E questo Tuonela, diciamolo subito, è un album che non tradisce l’altissima qualità alla quale ci ha sempre abituato il leader Pasi Koskinen. Tuonela è un album molto “amorphis” negli stilemi, ma al contempo prende grandi distanze dal precedente Elegy e dal seguente Am Universum. È un album che può facilmente fare breccia anche nel cuore dei più estremisti black metallers, per il semplice fatto che nelle tristi sonorità di queste canzoni risiede anche il passato di un gruppo che tanto ha dato al black metal, e tanto ha ricevuto. E il tema principale di Tuonela, infatti, è il lento volgere della vita verso la morte. Fin dalla affascinante copertina, che vede un semplice ramo di un arbusto immerso nei sabbiosi colori autunnali, si intravede la finissima decadenza che tanto dona a un simile album.

Le dieci canzoni mantengono tutte sonorità simili, pur accompagnando l’ascoltatore lungo un iter che mostra, con semplici parole, quanta bellezza e fascino ci può essere in tutto ciò che si volge a morire, con un occhio di riguardo per la natura, grande fulcro di tutte le loro creazioni. Possiamo guardare l’album come un cerchio che si chiude, come una vita che nasce, si evolve e piano piano muore… come in un conto alla rovescia, come in un perfetto nodo gordiano: si contano le canzoni dalla prima alla decima, come in un orologio… e il tono, grazie alle canzoni molto legate tra di loro, inizia ad avere accenni di pietà verso il centro, per scivolare verso l’angoscia e la morte finale. Le canzoni vengono riconosciute con la semplicità dialogica di un bambino. The Way, la prima, Morning Star, Nightfall, Tuonela, Greed, Divinity, Shining, Withered, Rusty Moon e Summer’s End. Tutte arricchite da strumenti poveri quali il flauto o una lieve percussione lignea, strumenti che non impoveriscono le potenti chitarre e la voce limpida e leggermente roca del cantante.

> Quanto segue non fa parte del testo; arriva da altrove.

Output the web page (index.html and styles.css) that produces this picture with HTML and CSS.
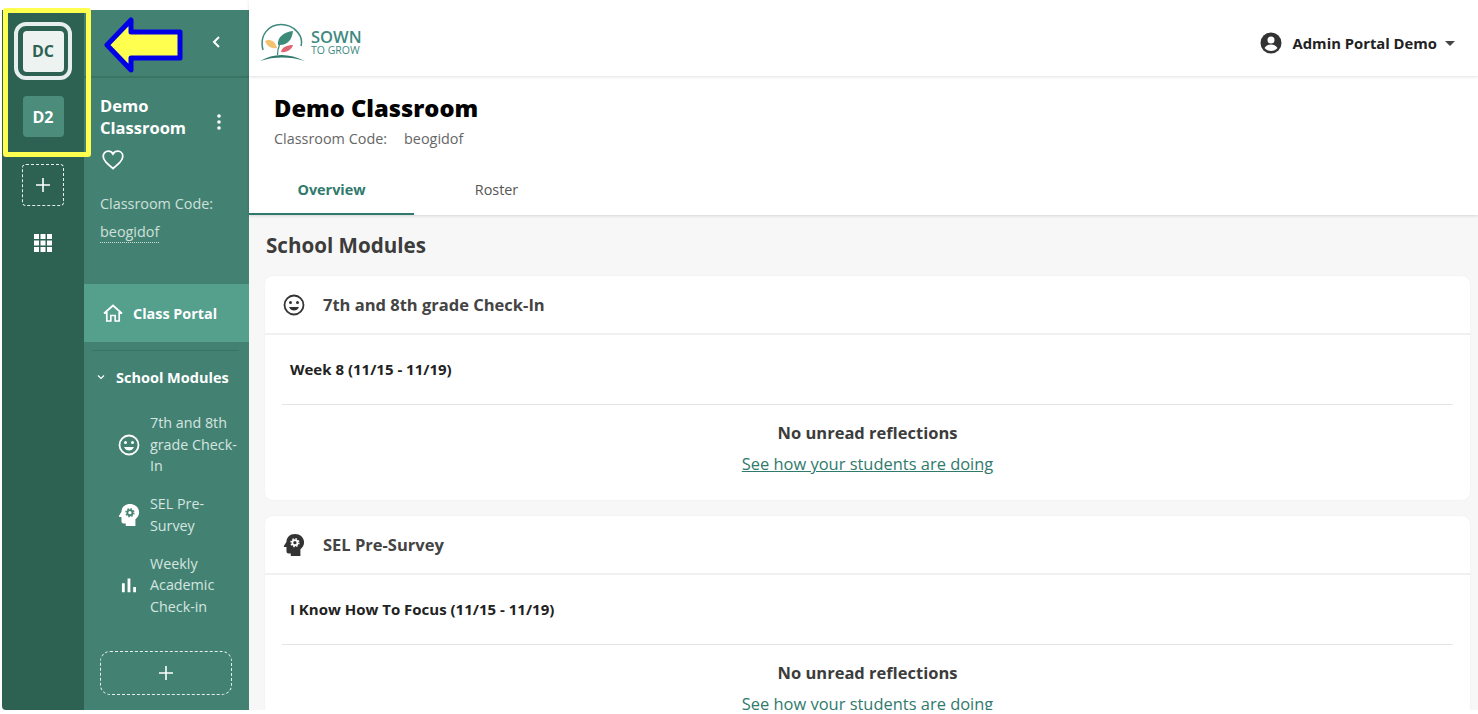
FILE: index.html
```html
<!DOCTYPE html>
<html lang="en">
<head>
<meta charset="utf-8">
<title>Demo Classroom</title>
<link rel="stylesheet" href="styles.css">
</head>
<body>
<div class="app">
  <nav class="rail">
    <div class="ring"><div class="tile tile-active">DC</div></div>
    <div class="tile tile-other">D2</div>
    <div class="tile-add"><svg width="16" height="16" viewBox="0 0 16 16"><path d="M8 1v14M1 8h14" stroke="#fff" stroke-width="1.6"/></svg></div>
    <svg class="grid-icon" width="18" height="18" viewBox="0 0 18 18" fill="#fff"><path d="M0 0h5v5H0zM6.500 0h5v5h-5zM13 0h5v5h-5zM0 6.500h5v5H0zM6.500 6.500h5v5h-5zM13 6.500h5v5h-5zM0 13h5v5H0zM6.500 13h5v5h-5zM13 13h5v5h-5z"/></svg>
  </nav>
  <aside class="panel">
    <div class="panel-top"><svg width="10" height="14" viewBox="0 0 10 14" fill="none"><path d="M8 2 3 7l5 5" stroke="#fff" stroke-width="2"/></svg></div>
    <div class="class-info">
      <div class="class-head">
        <div class="class-name">Demo Classroom</div>
        <svg class="dots" width="4" height="16" viewBox="0 0 4 16" fill="#fff"><circle cx="2" cy="2" r="1.800"/><circle cx="2" cy="8" r="1.800"/><circle cx="2" cy="14" r="1.800"/></svg>
      </div>
      <svg class="heart" width="22" height="20" viewBox="0 0 22 20" fill="none"><path d="M11 18.500C5 13.500 1.200 10.300 1.200 6.300 1.200 3.300 3.500 1.200 6.200 1.200c1.900 0 3.800 1 4.800 2.800 1-1.800 2.900-2.800 4.800-2.800 2.700 0 5 2.100 5 5.100 0 4-3.800 7.200-9.800 12.200z" stroke="#fff" stroke-width="1.800"/></svg>
      <div class="code-label">Classroom Code:</div>
      <div class="code-value"><span>beogidof</span></div>
    </div>
    <div class="portal">
      <svg width="20" height="18" viewBox="0 0 20 18" fill="none" stroke="#fff" stroke-width="1.700"><path d="M1 9.500 10 1.500l9 8M3.800 8v9h4v-5.500h4.400V17h4V8"/></svg>
      <span>Class Portal</span>
    </div>
    <div class="panel-rule"></div>
    <div class="modules-head">
      <svg width="8" height="6" viewBox="0 0 8 6" fill="none"><path d="m1 1.500 3 3 3-3" stroke="#fff" stroke-width="1.200"/></svg>
      <span>School Modules</span>
    </div>
    <ul class="module-list">
      <li class="module">
        <svg class="module-icon" width="22" height="22" viewBox="0 0 22 22" fill="none"><circle cx="11" cy="11" r="9.500" stroke="#fff" stroke-width="1.800"/><circle cx="7.500" cy="8.500" r="1.500" fill="#fff"/><circle cx="14.500" cy="8.500" r="1.500" fill="#fff"/><path d="M6 13c1 2.500 3 3.500 5 3.500s4-1 5-3.500z" fill="#fff"/></svg>
        <span>7th and 8th grade Check-In</span>
      </li>
      <li class="module">
        <svg class="module-icon" width="22" height="24" viewBox="0 0 24 26"><path d="M13 1C7.500 1 3.800 4.800 3.800 9.500L1 14c-.3.600.1 1.200.8 1.200h2V20c0 1.200 1 2.200 2.200 2.200h2.500V25h10.500v-7.500c2.500-1.700 4-4.500 4-7.500C23 4.800 18.500 1 13 1z" fill="#fff"/><circle cx="13" cy="10.500" r="2.800" fill="none" stroke="#438272" stroke-width="2"/><circle cx="13" cy="10.500" r="4.300" fill="none" stroke="#438272" stroke-width="1.500" stroke-dasharray="1.700 1.680"/></svg>
        <span>SEL Pre-Survey</span>
      </li>
      <li class="module">
        <svg class="module-icon module-bars" width="15" height="15" viewBox="0 0 16 16" fill="#fff"><path d="M1 6h3v10H1zM7 1h3v15H7zM13 10h3v6h-3z"/></svg>
        <span>Weekly Academic Check-in</span>
      </li>
    </ul>
    <div class="module-add"><svg width="16" height="16" viewBox="0 0 16 16"><path d="M8 1v14M1 8h14" stroke="#fff" stroke-width="1.600"/></svg></div>
  </aside>
  <div class="content">
    <header class="topbar">
      <div class="logo">
        <svg width="46" height="38" viewBox="0 0 46 38" fill="none">
          <path d="M3 27C-1 12 9 1.500 21 1.500S44 12 41 23" stroke="#3f8a80" stroke-width="1.500"/>
          <path d="M0 38c7-4 14-6 21.500-6S37 34 45 38c-8-2.500-15-3.500-23-3.500S8 35.500 0 38z" fill="#2f7a6c"/>
          <path d="M17.500 32c0-4 .5-7 2-10" stroke="#3f8a80" stroke-width="1.300"/>
          <path d="M18 22c-1-8 6-13 15-14-1 9-6 15-15 14z" fill="#3c8a78"/>
          <path d="M5 18c4-2 10-1 12 7-6 1-10-2-12-7z" fill="#f3c26f"/>
          <path d="M21 29c1-5 6-7 12-7-1 4-6 8-12 7z" fill="#dd6470"/>
        </svg>
        <div class="logo-text"><div class="logo-main">SOWN</div><div class="logo-sub">TO GROW</div></div>
      </div>
      <div class="user">
        <svg class="user-icon" width="22" height="22" viewBox="0 0 22 22"><circle cx="11" cy="11" r="10.500" fill="#333"/><circle cx="11" cy="8" r="3.500" fill="#fff"/><path d="M4.500 16c1.500-2.500 4-3.500 6.500-3.500s5 1 6.500 3.500c-1.500 2-4 3-6.500 3s-5-1-6.500-3z" fill="#fff"/></svg>
        <span>Admin Portal Demo</span>
        <svg width="10" height="5" viewBox="0 0 10 5" fill="#444"><path d="M0 0h10L5 5z"/></svg>
      </div>
    </header>
    <section class="class-bar">
      <h1>Demo Classroom</h1>
      <div class="class-code"><span>Classroom Code:</span><span>beogidof</span></div>
      <div class="tabs">
        <div class="tab tab-active">Overview</div>
        <div class="tab tab-plain">Roster</div>
      </div>
    </section>
    <main class="body">
      <h2>School Modules</h2>
      <article class="card">
        <div class="card-head">
          <svg width="22" height="22" viewBox="0 0 22 22" fill="none"><circle cx="11" cy="11" r="9.500" stroke="#333" stroke-width="1.800"/><circle cx="7.500" cy="8.500" r="1.500" fill="#333"/><circle cx="14.500" cy="8.500" r="1.500" fill="#333"/><path d="M6 13c1 2.500 3 3.500 5 3.500s4-1 5-3.500z" fill="#333"/></svg>
          <span>7th and 8th grade Check-In</span>
        </div>
        <div class="card-week">Week 8 (11/15 - 11/19)</div>
        <div class="card-body">
          <div class="none">No unread reflections</div>
          <a class="see" href="#">See how your students are doing</a>
        </div>
      </article>
      <article class="card">
        <div class="card-head">
          <svg width="24" height="26" viewBox="0 0 24 26"><path d="M13 1C7.500 1 3.800 4.800 3.800 9.500L1 14c-.3.600.1 1.200.8 1.200h2V20c0 1.200 1 2.200 2.200 2.200h2.500V25h10.500v-7.500c2.500-1.700 4-4.500 4-7.500C23 4.800 18.500 1 13 1z" fill="#333"/><circle cx="13" cy="10.500" r="2.800" fill="none" stroke="#fff" stroke-width="2"/><circle cx="13" cy="10.500" r="4.300" fill="none" stroke="#fff" stroke-width="1.500" stroke-dasharray="1.700 1.680"/></svg>
          <span>SEL Pre-Survey</span>
        </div>
        <div class="card-week">I Know How To Focus (11/15 - 11/19)</div>
        <div class="card-body">
          <div class="none">No unread reflections</div>
          <a class="see" href="#">See how your students are doing</a>
        </div>
      </article>
    </main>
  </div>
  <div class="highlight"></div>
  <svg class="arrow" width="84" height="60" viewBox="0 0 84 60"><path d="M3 30 27 5v12h49v26H27v12z" fill="#ffff4f" stroke="#0000e6" stroke-width="5" stroke-linejoin="round"/></svg>
</div>
</body>
</html>
```
FILE: styles.css
```css
* { box-sizing: border-box; }
html, body { margin: 0; height: 100%; overflow: hidden; background: #fff; }
body { font-family: "Open Sans", "Liberation Sans", sans-serif; color: #333; }
.app { position: relative; display: flex; height: 710px; width: 1478px; overflow: hidden; }

.rail { width: 82px; margin: 10px 0 0 2px; background: #2d6252; border-bottom-left-radius: 4px; display: flex; flex-direction: column; align-items: center; padding-top: 12px; flex-shrink: 0; }
.ring { width: 58px; height: 58px; border: 4px solid #e6efed; border-radius: 12px; display: flex; align-items: center; justify-content: center; }
.tile { width: 41px; height: 41px; flex-shrink: 0; border-radius: 4px; display: flex; align-items: center; justify-content: center; font-size: 16px; font-weight: 700; }
.tile-active { background: #edf3f1; color: #2d6252; }
.tile-other { background: #4b8c7b; color: #fff; margin-top: 16px; }
.tile-add { width: 42px; height: 42px; margin-top: 27px; border: 1px dashed #e6efed; border-radius: 4px; display: flex; align-items: center; justify-content: center; }
.grid-icon { margin-top: 28px; }

.panel { width: 165px; margin-top: 10px; background: #438272; color: #fff; flex-shrink: 0; display: flex; flex-direction: column; }
.panel-top { height: 68px; padding: 25px 28px 0 0; display: flex; justify-content: flex-end; align-items: flex-start; border-bottom: 2px solid #3a7463; }
.class-info { padding: 17px 16px 0; height: 206px; }
.class-head { display: flex; align-items: center; justify-content: space-between; padding-right: 12px; }
.class-name { width: 95px; font-size: 16.500px; line-height: 22px; font-weight: 700; }
.dots { margin-top: 10px; }
.heart { display: block; margin-top: 11px; margin-left: 2px; }
.code-label { margin-top: 24px; font-size: 14.400px; line-height: 20px; color: #cfe0db; }
.code-value { margin-top: 8px; font-size: 14.400px; line-height: 20px; color: #cfe0db; }
.code-value span { border-bottom: 1px dotted #cfe0db; display: inline-block; }
.portal { height: 58px; background: #54a08d; display: flex; align-items: center; gap: 10px; padding-left: 19px; font-size: 14.400px; font-weight: 700; }
.panel-rule { height: 1px; margin: 8px 10px 0 8px; background: #3a7463; }
.modules-head { display: flex; align-items: center; gap: 11px; margin-top: 16px; padding-left: 13px; height: 20px; font-size: 14.500px; font-weight: 700; }
.module-list { list-style: none; margin: 25px 0 0; padding: 0; }
.module { display: flex; align-items: center; position: relative; padding: 0 6px 0 66px; font-size: 14.300px; line-height: 21.700px; color: #d6e5e0; margin-bottom: 16px; }
.module-icon { position: absolute; left: 34px; top: 50%; transform: translateY(-50%); }
.module-bars { left: 37px; }
.module-add { width: 132px; height: 44px; margin: 17px 0 0 16px; border: 1px dashed #e6efed; border-radius: 10px; display: flex; align-items: center; justify-content: center; }

.content { flex: 1; min-width: 0; display: flex; flex-direction: column; background: #f7f7f7; }
.topbar { height: 76px; background: #fff; display: flex; align-items: center; justify-content: space-between; padding: 8px 23px 0 11px; box-shadow: 0 1px 3px rgba(0,0,0,.12); position: relative; z-index: 2; flex-shrink: 0; }
.logo { display: flex; align-items: center; gap: 5px; }
.logo-text { color: #3f8a80; }
.logo-main { font-size: 16.500px; line-height: 16px; font-weight: 600; }
.logo-sub { font-size: 10.500px; line-height: 11px; }
.user { display: flex; align-items: center; gap: 8px; margin-top: 2px; font-size: 14.800px; font-weight: 700; color: #222; }
.user-icon { margin-right: 3px; }
.class-bar { height: 139px; background: #fff; padding-top: 17px; box-shadow: 0 1px 3px rgba(0,0,0,.14); position: relative; z-index: 1; flex-shrink: 0; display: flex; flex-direction: column; }
h1 { margin: 0 0 0 25px; font-size: 23.700px; line-height: 30px; font-weight: 800; color: #000; }
.class-code { margin: 6px 0 0 25px; display: flex; gap: 17px; font-size: 14.400px; line-height: 20px; color: #666; }
.tabs { display: flex; margin-top: auto; }
.tab { width: 165px; height: 50px; display: flex; align-items: center; justify-content: center; font-size: 14.400px; color: #555; }
.tab-plain { padding-bottom: 2px; }
.tab-active { color: #2f7a6c; font-weight: 700; border-bottom: 2px solid #2f7a6c; }
.body { padding: 0 8px 0 16px; flex: 1; overflow: hidden; }
h2 { margin: 15px 0 16px 1px; font-size: 20.600px; line-height: 30px; font-weight: 700; color: #3c3c3c; }
.card { background: #fff; border-radius: 8px; margin-bottom: 16px; box-shadow: 0 0 2px rgba(0,0,0,.05); }
.card-head { height: 59px; display: flex; align-items: center; gap: 18px; padding-left: 18px; border-bottom: 2px solid #f0f0f0; font-size: 16.500px; font-weight: 700; color: #444; }
.card-head svg { width: 22px; }
.card-week { margin: 0 17px; padding: 24px 0 0 8px; height: 70px; border-bottom: 1px solid #e4e4e4; font-size: 15px; line-height: 20px; font-weight: 700; color: #222; }
.card-body { height: 95px; padding-top: 17px; text-align: center; }
.none { font-size: 16.500px; line-height: 22px; font-weight: 700; color: #3c3c3c; }
.see { display: block; margin-top: 9px; font-size: 16.450px; line-height: 22px; color: #2f7a6c; }

.highlight { position: absolute; left: 3px; top: 8px; width: 88px; height: 149px; border: 5px solid #ffff4f; border-radius: 3px; }
.arrow { position: absolute; left: 104px; top: 15px; }
```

Poche parole, alle quali si contrappongono evoluzioni testuali di tutto rispetto, tra le quali spiccano la tristissima Tuonela (che qualche recensore “autoritario” ha osato accostare a qualche canzone strappalacrime tipiche dei gruppetti pop che infestano le televisioni pubbliche, niente di più falso) e la angosciante, decadente nonché quella forse emotivamente più carica, Summer’s End. La fine dell’estate, la fine di tutto. La canzone che forse più di tutte contiene l’emblema dell’album stesso. La strofa “you will see what could be evergreen / turn to copper, and fade to grey – vedrai che tutto ciò che sembra sempre verde / prima o poi si trasforma in rame, e sfuma in grigio.

Il ritmo martellante, sicuro, è inevitabilmente votato a decadere in una eco lontana che certamente funge da degna chiusura a un CD che si presta ad essere ascoltato in solitudine… di fronte alla natura che si spegne al tramontare del sole.